Bacon, Egg, And Cheese-Stuffed Loaf - cooking recipe

Ingredients
    1 baguette
    3 eggs
    2 tablespoons whole milk
    1 1/4 cups shredded fontina cheese
    1/3 cup chopped spinach
    2 strips cooked bacon, crumbled
    2 tablespoons diced sun-dried tomatoes
    1/2 teaspoon ground black pepper
    1/4 teaspoon red pepper flakes
Preparation
    Preheat oven to 350 degrees F (175 degrees C). Line a rimmed baking sheet with parchment paper.
    Make a V-shaped cut in the baguette, leaving ends intact. Lift out V-shaped wedge. Hollow out baguette gently to make a long, skinny bread bowl, being careful not to cut through the bottom or sides. Place baguette on the prepared baking sheet.

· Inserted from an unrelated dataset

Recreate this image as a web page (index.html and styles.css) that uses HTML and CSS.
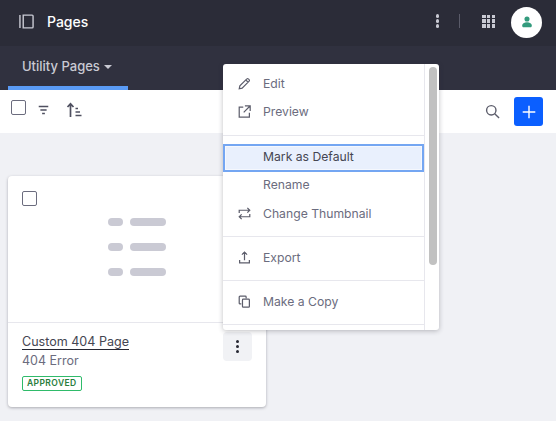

    Whisk eggs in a bowl. Add milk; whisk until well blended. Stir in fontina cheese, spinach, bacon, sun-dried tomatoes, black pepper, and red pepper flakes. Pour mixture slowly into the prepared baguette, spreading evenly with a spoon.
    Bake in the preheated oven until egg mixture is completely set and cheese is lightly browned, about 30 minutes. Cool for 5 minutes; cut into 1 1/2-inch slices.